National home prices notched their sixth consecutive month of slowed appreciation, “a steady decline from the 4.1% growth recorded at the start of 2025,” said this week’s release of the S&P Cotality Case-Shiller Home Price Index (HPI) for July.
The index rose just 1.7% from July 2024 to July 2025, sliding from 1.9% annual growth in June and 2.3% growth in May. In July, softening across the Sun Belt intensified as national home prices fell 0.2%, marking the first monthly decline of 2025.
“Metros in the West and the South bore the brunt of the slowdown, with Tampa, Miami, San Francisco and Dallas all experiencing annual declines of more than one percentage point,” noted Thom Malone, principal economist at Cotality.
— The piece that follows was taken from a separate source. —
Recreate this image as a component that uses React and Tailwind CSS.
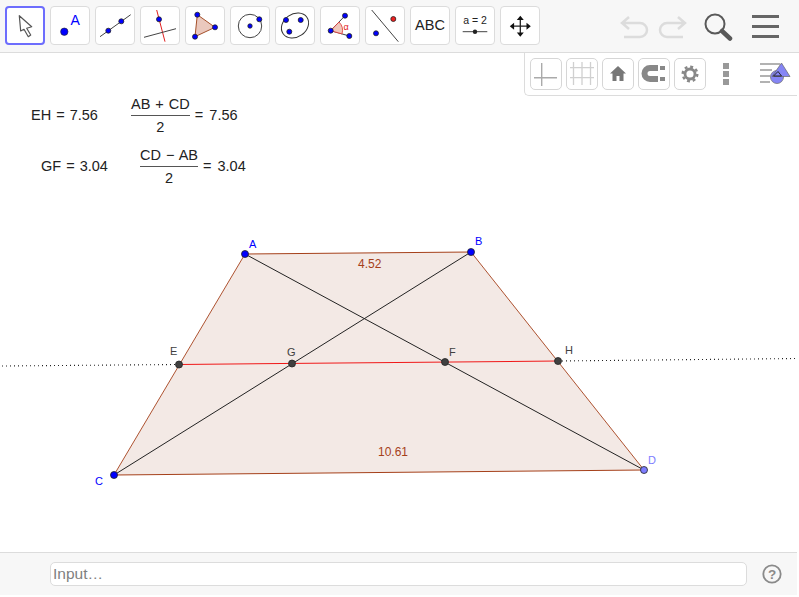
const FONT = { fontFamily: '"Liberation Sans", Arial, sans-serif' };

const Pt = ({ x, y, r = 3.5, f = "#0000ff", s = "#222" }) => (
  <circle cx={x} cy={y} r={r} fill={f} stroke={s} strokeWidth="0.8" />
);

const tools = [
  <g key="1"><circle cx="14.300" cy="25.700" r="3.700" fill="#0000ff" stroke="#222" strokeWidth=".6" /><text x="20.500" y="19" fontSize="14" fill="#0000ff" style={FONT}>A</text></g>,
  <g key="2"><path d="M5 30.700 L35.700 8.700" stroke="#444" strokeWidth="1" /><Pt x={13.300} y={24.700} r={2.500} /><Pt x={26.300} y={15.300} r={2.500} /></g>,
  <g key="3"><path d="M16.700 4 L25 35.700" stroke="#e02020" strokeWidth="1" /><path d="M4 31.300 L36 22.700" stroke="#444" strokeWidth="1" /><Pt x={19} y={13.300} r={2.500} /></g>,
  <g key="4"><path d="M12.300 8.700 L30 21.300 L10 30.700 Z" fill="#eac8bd" stroke="#a5502a" strokeWidth="1" /><Pt x={12.300} y={8.700} r={2.500} /><Pt x={30} y={21.300} r={2.500} /><Pt x={10} y={30.700} r={2.500} /></g>,
  <g key="5"><circle cx="20" cy="20" r="11.700" fill="none" stroke="#444" strokeWidth="1" /><Pt x={20} y={20} r={2.200} /><Pt x={29.300} y={13.300} r={2.500} /></g>,
  <g key="6"><ellipse cx="20" cy="19.500" rx="14.500" ry="11.500" transform="rotate(-35 20 19.500)" fill="none" stroke="#333" strokeWidth="1" /><Pt x={11} y={14} r={2.500} /><Pt x={25.700} y={14} r={2.500} /><Pt x={14.300} y={25.700} r={2.500} /></g>,
  <g key="7"><path d="M10.700 24.700 L25 9.700 M10.700 24.700 L29.300 30" stroke="#444" strokeWidth="1" /><path d="M10.700 24.700 L19 16 A12 12 0 0 1 22 27.900 Z" fill="#f0c8bc" stroke="#e03030" strokeWidth=".8" /><Pt x={10.700} y={24.700} r={2.500} /><Pt x={25} y={9.700} r={2.500} /><Pt x={29.300} y={30} r={2.500} /><text x="23.500" y="23.500" fontSize="9" fill="#e02020" style={FONT}>α</text></g>,
  <g key="8"><path d="M6.700 4 L33.300 35.700" stroke="#444" strokeWidth="1" /><Pt x={28.300} y={13} r={2.500} f="#ee2020" /><Pt x={11} y={27.300} r={2.500} /></g>,
];

const Tool = ({ children, selected }) => (
  <div className={selected ? "w-[40px] h-[39px] shrink-0 rounded-[4px] bg-white border-2 border-[#6d6dfd]" : "w-[40px] h-[39px] shrink-0 rounded-[4px] bg-white border border-[#dcdcdc]"}>
    {children}
  </div>
);

const Svg = ({ children }) => (
  <svg width="40" height="39" viewBox="0 0 40 39" className="block -m-px">{children}</svg>
);

const StyleBtn = ({ children }) => (
  <div className="w-[32px] h-[32px] shrink-0 rounded-[5px] border border-[#d6d6d6] bg-white">
    <svg width="30" height="30" viewBox="0 0 30 30" className="block">{children}</svg>
  </div>
);

const Frac = ({ top, v }) => (
  <div className="flex items-center text-[14.500px] leading-none text-[#222] [word-spacing:1px]">
    <div className="flex flex-col items-center">
      <span className="pb-[3px] whitespace-nowrap">{top}</span>
      <span className="w-full h-px bg-[#555]" />
      <span className="pt-[4px]">2</span>
    </div>
    <span className="ml-[5px] whitespace-nowrap [word-spacing:2px]">= {v}</span>
  </div>
);

export default function App() {
  return (
    <div className="relative w-[799px] h-[597px] overflow-hidden bg-white flex flex-col" style={FONT}>
      <header className="h-[53px] shrink-0 bg-[#f7f7f7] border-b border-[#dcdcdc] flex items-start pt-[6px] pl-[5px] pr-[20px]">
        <div className="flex gap-[5px]">
          <Tool selected>
            <svg width="36" height="35" viewBox="2 2 36 35" className="block">
              <path d="M14.300 9.700 L15.700 25 L19 23.300 L23.300 30.700 L25.700 29 L21.700 22.300 L26.700 20.700 Z" fill="#fff" stroke="#555" strokeWidth="1.200" strokeLinejoin="round" />
            </svg>
          </Tool>
          {tools.map((t, i) => <Tool key={i}><Svg>{t}</Svg></Tool>)}
          <Tool><div className="h-full flex items-center justify-center text-[14.500px] text-[#222]">ABC</div></Tool>
          <Tool>
            <Svg>
              <text x="20" y="18" fontSize="10.500" textAnchor="middle" fill="#222" style={FONT}>a = 2</text>
              <path d="M7.700 25.700 H32.300" stroke="#444" strokeWidth="1" />
              <circle cx="20" cy="25.700" r="2.200" fill="#222" />
            </Svg>
          </Tool>
          <Tool>
            <Svg>
              <path d="M20.300 12 V28 M12 20.200 H28" stroke="#222" strokeWidth="1.300" />
              <path d="M20.300 9.700 L16.800 14 H23.800 Z M20.300 30.700 L16.800 26.400 H23.800 Z M9.800 20.200 L14.100 16.700 V23.700 Z M30.800 20.200 L26.500 16.700 V23.700 Z" fill="#111" />
            </Svg>
          </Tool>
        </div>
        <div className="ml-auto flex items-center h-[40px]">
          <svg width="30" height="24" viewBox="0 0 30 24" className="mt-[1px]"><path d="M2 8 H20 A7 7 0 0 1 20 22 H4 M9 2 L2 8 L9 14" fill="none" stroke="#dcdcdc" strokeWidth="2.500" /></svg>
          <svg width="30" height="24" viewBox="0 0 30 24" className="ml-[7px] mt-[1px]"><path d="M28 8 H10 A7 7 0 0 0 10 22 H26 M21 2 L28 8 L21 14" fill="none" stroke="#dcdcdc" strokeWidth="2.500" /></svg>
          <svg width="30" height="30" viewBox="0 0 30 30" className="ml-[16px] mt-[1px]">
            <circle cx="12" cy="12" r="9.500" fill="none" stroke="#595959" strokeWidth="2" />
            <path d="M19 19 L27 26.500" stroke="#595959" strokeWidth="4.500" strokeLinecap="round" />
          </svg>
          <div className="ml-[19px] w-[27px] flex flex-col gap-[7px]">
            <span className="h-[3px] bg-[#666]" /><span className="h-[3px] bg-[#666]" /><span className="h-[3px] bg-[#666]" />
          </div>
        </div>
      </header>

      <main className="relative flex-1">
        <svg width="799" height="499" viewBox="0 53 799 499" className="absolute left-0 top-0">
          <polygon points="245,254 471,252 644,470 114,475" fill="#f3e9e5" />
          <path d="M2 366 L179 364.500" stroke="#222" strokeWidth="1.100" strokeDasharray="1 3" />
          <path d="M558 361 L798 358.500" stroke="#222" strokeWidth="1.100" strokeDasharray="1 3" />
          <path d="M245 254 L471 252 M114 475 L644 470" stroke="#a5401a" strokeWidth="1" />
          <path d="M245 254 L114 475 M471 252 L644 470" stroke="#a5401a" strokeWidth=".9" />
          <path d="M179 364.500 L558 361" stroke="#f01818" strokeWidth="1.100" />
          <path d="M245 254 L644 470 M471 252 L114 475" stroke="#222" strokeWidth="1" />
          <Pt x={179} y={364.500} f="#404040" />
          <Pt x={292} y={363.500} f="#404040" />
          <Pt x={445} y={362} f="#404040" />
          <Pt x={558} y={361} f="#404040" />
          <Pt x={245} y={254} />
          <Pt x={471} y={252} />
          <Pt x={114} y={475} />
          <Pt x={644} y={470} f="#7d7dff" />
          <g fontSize="11" style={FONT}>
            <text x="249" y="248" fill="#0000ff">A</text>
            <text x="475" y="245" fill="#0000ff">B</text>
            <text x="95" y="485" fill="#0000ff">C</text>
            <text x="648" y="464" fill="#7d7dff">D</text>
            <text x="170" y="355" fill="#404040">E</text>
            <text x="287" y="356" fill="#404040">G</text>
            <text x="449" y="356" fill="#404040">F</text>
            <text x="565" y="354" fill="#404040">H</text>
            <text x="358" y="268" fontSize="12" fill="#a5401a">4.52</text>
            <text x="378" y="456" fontSize="12" fill="#a5401a">10.61</text>
          </g>
        </svg>

        <div className="absolute left-[31px] top-[54px] flex items-center text-[14.500px] leading-none text-[#222] h-[16px] [word-spacing:1px]">EH = 7.56</div>
        <div className="absolute left-[131px] top-[44px]"><Frac top="AB + CD" v="7.56" /></div>
        <div className="absolute left-[41px] top-[105px] flex items-center text-[14.500px] leading-none text-[#222] h-[16px] [word-spacing:1px]">GF = 3.04</div>
        <div className="absolute left-[140px] top-[95px]"><Frac top="CD − AB" v="3.04" /></div>

        <div className="absolute right-[2px] top-0 w-[273px] h-[43px] bg-white border-l border-b border-[#dcdcdc] rounded-bl-[5px] flex items-center pl-[5px] gap-[4px]">
          <StyleBtn><path d="M10.700 4 V27 M3 18.700 H26" stroke="#aaa" strokeWidth="1.400" /></StyleBtn>
          <StyleBtn><path d="M6.500 3 V26 M15 3 V26 M23.500 3 V26 M3 8.700 H27 M3 18.700 H27" stroke="#d0d0d0" strokeWidth="1.300" /></StyleBtn>
          <StyleBtn><path d="M15 7 L7 14.500 H9.500 V22 H13.500 V17 H16.500 V22 H20.500 V14.500 H23 Z" fill="#777" /></StyleBtn>
          <StyleBtn><path d="M19 6 H11 A8.500 8.500 0 0 0 11 23 H19 V17 H11 A2.500 2.500 0 0 1 11 12 H19 Z" fill="#888" /><path d="M21 7 H26 V11 H21 Z M21 18 H26 V22 H21 Z" fill="#888" /></StyleBtn>
          <StyleBtn><circle cx="15" cy="15" r="5" fill="none" stroke="#888" strokeWidth="2.800" /><circle cx="15" cy="15" r="7.300" fill="none" stroke="#888" strokeWidth="2.400" strokeDasharray="2.900 2.830" /></StyleBtn>
          <div className="ml-[13px] flex flex-col gap-[2px] w-[6px]">
            <span className="h-[6px] bg-[#999]" /><span className="h-[6px] bg-[#999]" /><span className="h-[6px] bg-[#999]" />
          </div>
          <svg width="32" height="24" viewBox="0 0 32 24" className="ml-[27px]">
            <path d="M0 2 H20 M0 8 H12 M0 14 H10 M0 20 H10" stroke="#999" strokeWidth="1.600" />
            <circle cx="17" cy="15" r="6.500" fill="#8585f5" stroke="#666" strokeWidth=".7" />
            <path d="M21.500 1 L30 14.500 H12 Z" fill="#8585f5" stroke="#666" strokeWidth=".7" />
            <path d="M18 9.500 L21.500 14 H13.500 Z" fill="none" stroke="#222" strokeWidth="1" />
          </svg>
        </div>
      </main>

      <footer className="h-[43px] mb-[2px] mr-[2px] shrink-0 bg-[#f7f7f7] border-t border-[#dcdcdc] flex items-center pl-[50px] pr-[15px] pb-[1px]">
        <div className="flex-1 h-[24px] rounded-[5px] bg-white border border-[#dcdcdc] flex items-center pl-[2px] text-[15.500px] text-[#808080]">Input…</div>
        <svg width="20" height="20" viewBox="0 0 20 20" className="ml-[15px]">
          <circle cx="10" cy="10" r="8.700" fill="none" stroke="#8a8a8a" strokeWidth="1.800" />
          <text x="10" y="14.800" fontSize="13.500" fontWeight="700" textAnchor="middle" fill="#8a8a8a" style={FONT}>?</text>
        </svg>
      </footer>
    </div>
  );
}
Malone attributed weakness in those markets to rising insurance premiums and “lingering affordability issues” following pandemic-era price hikes. Many so-called pandemic boomtowns have seen accelerated price softening as demand weakens.
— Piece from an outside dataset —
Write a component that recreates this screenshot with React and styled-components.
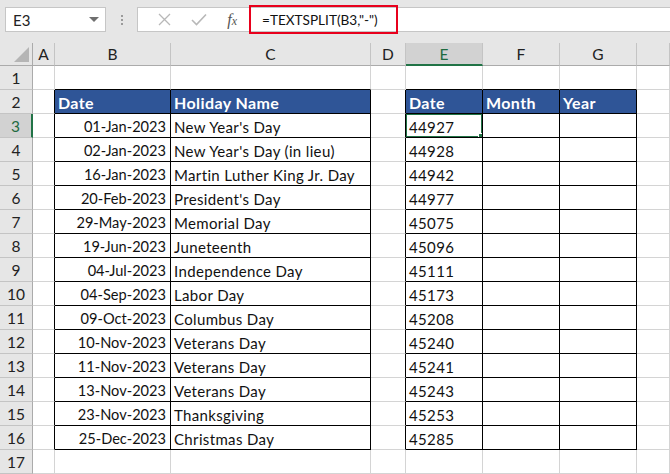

The HPI’s 10-city and 20-city composite indexes posted monthly declines but annual gains of 2.3% and 1.8%, respectively. New York, Chicago and Cleveland led among major U.S. metros with annual appreciation of 6.4%, 6.2% and 4.5%, respectively.
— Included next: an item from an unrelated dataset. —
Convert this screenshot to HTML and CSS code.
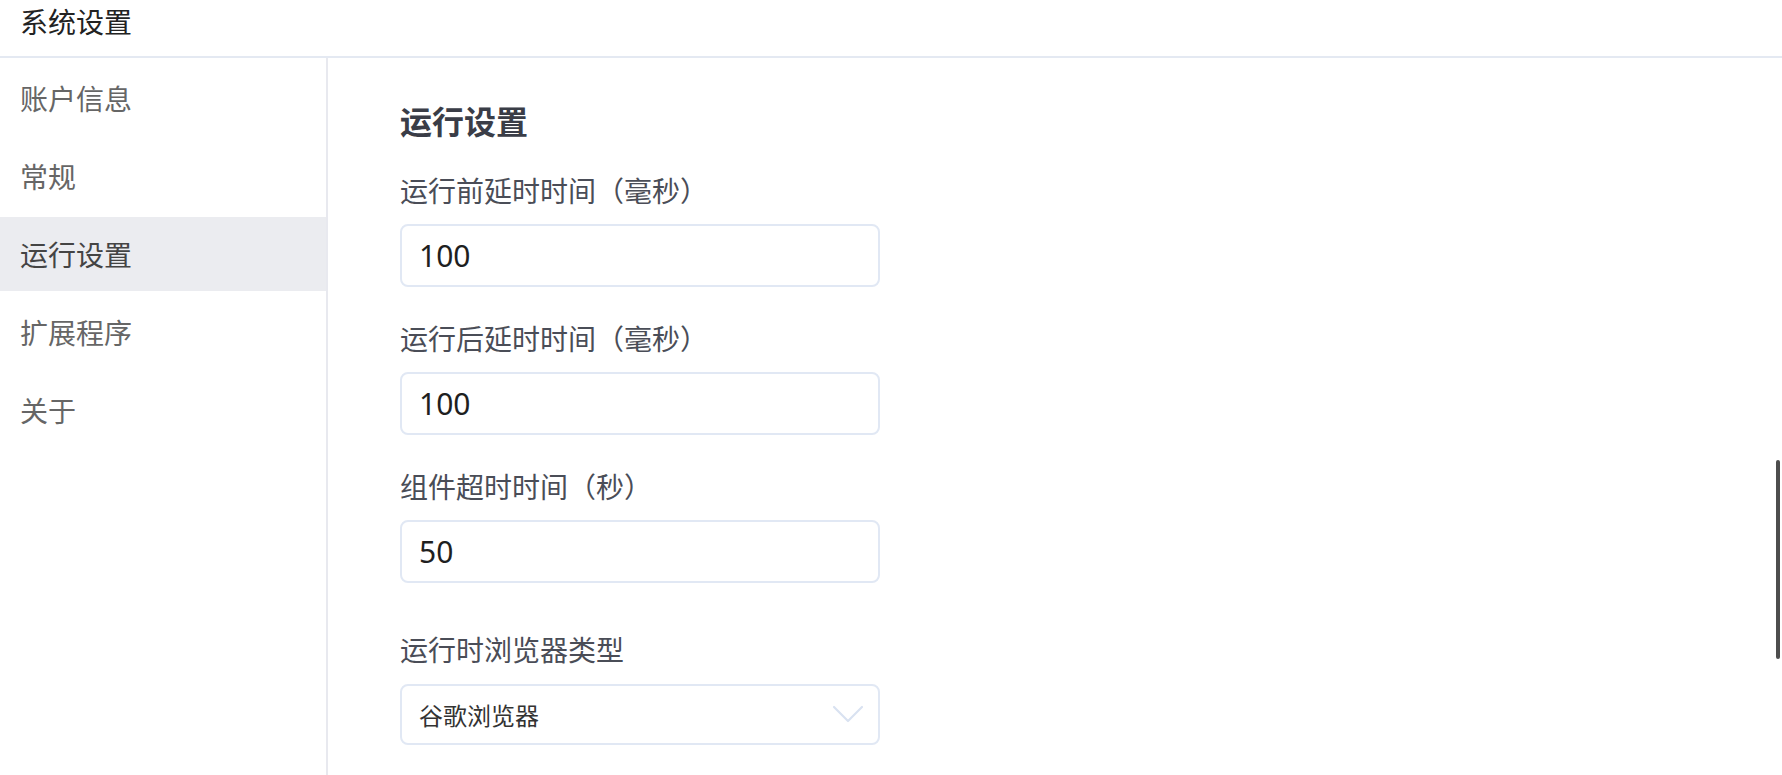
FILE: index.html
```html
<!DOCTYPE html>
<html lang="zh-CN">
<head>
<meta charset="utf-8">
<title>系统设置</title>
<link rel="stylesheet" href="styles.css">
</head>
<body>
<div class="app">
  <header class="topbar">系统设置</header>
  <div class="body">
    <nav class="sidebar">
      <div class="nav-item">账户信息</div>
      <div class="nav-item">常规</div>
      <div class="nav-item active">运行设置</div>
      <div class="nav-item">扩展程序</div>
      <div class="nav-item">关于</div>
    </nav>
    <main class="content">
      <h2 class="section-title">运行设置</h2>
      <div class="field">
        <label class="field-label">运行前延时时间（毫秒）</label>
        <div class="input">100</div>
      </div>
      <div class="field">
        <label class="field-label">运行后延时时间（毫秒）</label>
        <div class="input">100</div>
      </div>
      <div class="field">
        <label class="field-label">组件超时时间（秒）</label>
        <div class="input">50</div>
      </div>
      <div class="field field-select">
        <label class="field-label">运行时浏览器类型</label>
        <div class="select">
          <span class="select-value">谷歌浏览器</span>
          <svg class="chevron" width="32" height="20" viewBox="0 0 32 20"><path d="M2 3 L16 17 L30 3" fill="none" stroke="#d9e2f1" stroke-width="2.2" stroke-linecap="round" stroke-linejoin="round"/></svg>
        </div>
      </div>
    </main>
  </div>
  <div class="scroll-thumb"></div>
</div>
</body>
</html>
```
FILE: styles.css
```css
* { box-sizing: border-box; }
html, body { margin: 0; padding: 0; background: #fff; }
body {
  font-family: "Noto Sans", "Noto Sans CJK SC", sans-serif;
  width: 1782px;
  height: 775px;
  overflow: hidden;
}
.app {
  position: relative;
  height: 775px;
  display: flex;
  flex-direction: column;
}
.topbar {
  height: 58px;
  border-bottom: 2px solid #e4e9f2;
  padding-left: 20px;
  font-size: 28px;
  line-height: 45px;
  color: #222;
  flex: none;
}
.body {
  flex: 1;
  display: flex;
  min-height: 0;
}
.sidebar {
  width: 328px;
  flex: none;
  border-right: 2px solid #e8e9ef;
  padding-top: 3px;
  display: flex;
  flex-direction: column;
  gap: 4px;
}
.nav-item {
  height: 74px;
  display: flex;
  align-items: center;
  padding-left: 20px;
  font-size: 28px;
  color: #666;
}
.nav-item.active {
  background: #ebecf0;
  color: #444;
}
.content {
  flex: 1;
  padding: 42px 0 0 72px;
}
.section-title {
  margin: 0 0 27px;
  font-size: 32px;
  line-height: 44px;
  font-weight: 700;
  color: #3a3d47;
}
.field {
  display: flex;
  flex-direction: column;
  margin-bottom: 32px;
}
.field-label {
  font-size: 28px;
  line-height: 40px;
  color: #4a4d57;
  margin-bottom: 13px;
}
.input {
  width: 480px;
  height: 63px;
  border: 2px solid #e1e8f4;
  border-radius: 8px;
  padding-left: 17px;
  display: flex;
  align-items: center;
  font-size: 30px;
  color: #1f1f1f;
}
.field-select { padding-top: 15px; }
.field-select .field-label { margin-bottom: 14px; }
.select {
  width: 480px;
  height: 61px;
  border: 2px solid #e1e8f4;
  border-radius: 8px;
  padding: 0 14px 0 17px;
  display: flex;
  align-items: center;
  justify-content: space-between;
}
.select-value {
  font-size: 24px;
  color: #333;
}
.chevron { margin-top: -2px; }
.scroll-thumb {
  position: absolute;
  left: 1776px;
  top: 460px;
  width: 4px;
  height: 199px;
  border-radius: 2px;
  background: #4d4d4d;
}
```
Cotality noted in the release that Cleveland and Chicago were also the only metros to post monthly home price gains above typical July levels, “underscoring their relative strength in an otherwise weak national market.”
Seven metros posted annual declines, led by Tampa, Fla. (-2.8%), San Francisco (-1.9%) and Miami (-1.3%). Cotality also noted that the widespread nature of the home price softening “suggests that market weakness will continue for the rest of 2025.”
Only four of the 20 major metros tracked by the S&P Cotality Case-Shiller HPI posted annual home price declines in May — Tampa, San Francisco, Denver and Dallas. That number rose to seven in June and July, with San Diego, Phoenix and Miami joining the same culprits from May.
Prices declined across all price tiers in July, with average monthly drops of 0.2% for low-priced homes, 0.4% for mid-priced homes and 0.3% for high-priced homes. Recent research from Realtor.com and First American Data & Analytics have shown low- and mid-priced homes driving the markdowns across many markets.
“What’s keeping price growth barely in positive territory at all is the rebound we saw earlier in 2025 offsetting a soft patch in late 2024,” commented Nicholas Godec, head of fixed income tradables and commodities at S&P Dow Jones Indices. “Essentially, the market experienced a minor dip and recovery within a 12-month span, leaving us with little overall appreciation.”